Angle resolved scattering and electron ejection by helium metastable atoms incident on a tungsten (110) surface

Abstract

Angle resolved measurements have been made of the metastable scattering and electron ejection consequent upon the interaction of a thermal energy, helium metastable beam (angular divergence 24') with a clean and oxygen covered tungsten (110) surface at 300 K. The azimuthal angle used was 6° off the (111) direction. Reflection of metastable atoms from a clean W(110) surface occurs at angles of incidence greater than 35° with the fraction reflected increasing, up to 85° incidence. The reflection is apparently non-specular and is accompanied by a broadening of the scattered beam to ~25° at half height. For the oxygen covered surface reflection is found to occur at angles of incidence less than 35° and again it is apparently non-specular. The reflection process can be modelled crudely by allowing the incident atoms to experience a repulsive Born-Mayer potential. The apparently non-specular effects are attributed to rainbow scattering from the periodic potential at the surface. Polar plots of the electron ejection process show marked angular effects for both the clean and oxygen covered surface, which vary with angle of incidence. Electron yield measurements show that the yield of ejected electrons is greater for the oxygen covered surface and both the clean and oxygen covered surface give a yield which increases with increasing angle of incidence.

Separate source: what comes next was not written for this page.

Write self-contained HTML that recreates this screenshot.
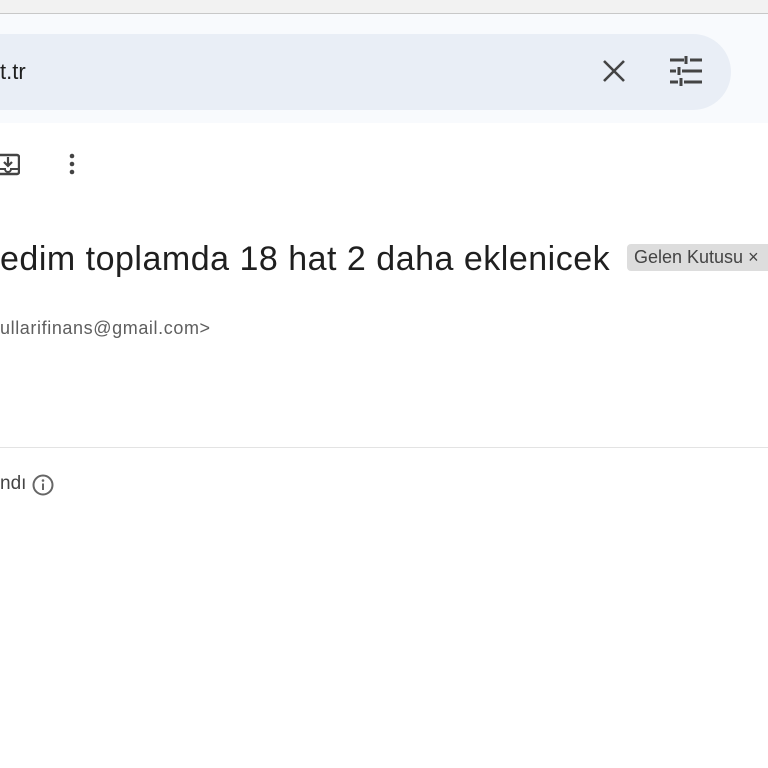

The ejected electron spectrum for both the clean and oxygen covered surface is unlike that which can be expected from a two-electron resonance ionization/Auger neutralization process. The oxygen covered surface shows a peak in the energy spectrum which corresponds with UPS measurements. It is concluded that, at normal incidence, for an oxygen covered surface, the electron ejection mechanism may be Auger de-excitation.